• PROBLEM:
Across the data below, how many lines hold "index"? Answer with that number and nothing else.

• SOURCE MATERIAL:

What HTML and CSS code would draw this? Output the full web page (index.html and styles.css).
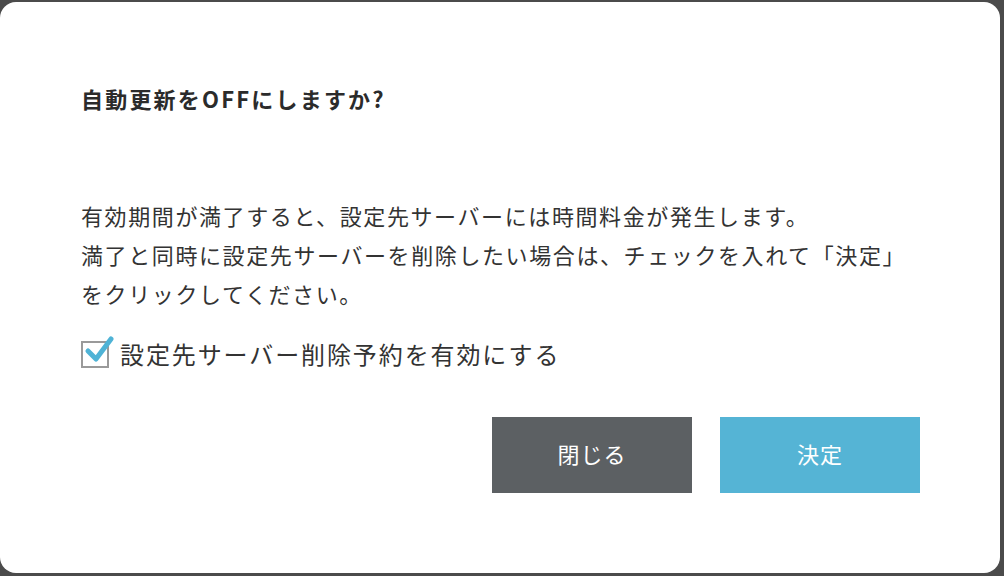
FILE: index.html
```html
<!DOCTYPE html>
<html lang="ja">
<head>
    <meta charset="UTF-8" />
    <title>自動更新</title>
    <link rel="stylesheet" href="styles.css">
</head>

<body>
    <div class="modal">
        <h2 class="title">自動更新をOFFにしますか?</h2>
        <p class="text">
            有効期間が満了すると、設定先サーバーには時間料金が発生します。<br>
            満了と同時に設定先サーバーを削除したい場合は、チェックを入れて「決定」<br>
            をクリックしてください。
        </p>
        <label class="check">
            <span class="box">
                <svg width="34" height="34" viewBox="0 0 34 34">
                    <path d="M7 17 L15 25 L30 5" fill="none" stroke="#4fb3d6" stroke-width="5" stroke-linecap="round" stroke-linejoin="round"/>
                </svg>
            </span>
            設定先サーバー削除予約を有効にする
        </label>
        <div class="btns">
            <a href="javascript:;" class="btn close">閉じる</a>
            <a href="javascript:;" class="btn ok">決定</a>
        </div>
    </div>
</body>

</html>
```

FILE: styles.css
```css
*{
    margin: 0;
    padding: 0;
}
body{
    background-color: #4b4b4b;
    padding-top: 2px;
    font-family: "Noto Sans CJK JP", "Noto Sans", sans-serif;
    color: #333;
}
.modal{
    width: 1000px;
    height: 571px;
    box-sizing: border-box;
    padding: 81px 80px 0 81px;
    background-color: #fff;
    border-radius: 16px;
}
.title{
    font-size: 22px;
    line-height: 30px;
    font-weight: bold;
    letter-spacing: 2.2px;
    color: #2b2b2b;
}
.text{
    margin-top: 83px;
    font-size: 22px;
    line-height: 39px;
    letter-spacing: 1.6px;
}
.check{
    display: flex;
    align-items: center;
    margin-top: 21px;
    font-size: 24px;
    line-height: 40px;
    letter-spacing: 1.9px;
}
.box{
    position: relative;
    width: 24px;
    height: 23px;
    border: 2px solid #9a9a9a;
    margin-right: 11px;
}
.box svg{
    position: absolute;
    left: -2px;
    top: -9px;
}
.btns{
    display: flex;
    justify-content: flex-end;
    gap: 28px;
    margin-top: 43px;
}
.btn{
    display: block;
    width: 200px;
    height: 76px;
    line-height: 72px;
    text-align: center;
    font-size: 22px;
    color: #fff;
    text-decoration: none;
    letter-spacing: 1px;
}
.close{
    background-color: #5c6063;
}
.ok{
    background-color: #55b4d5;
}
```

• THE RESULT:
2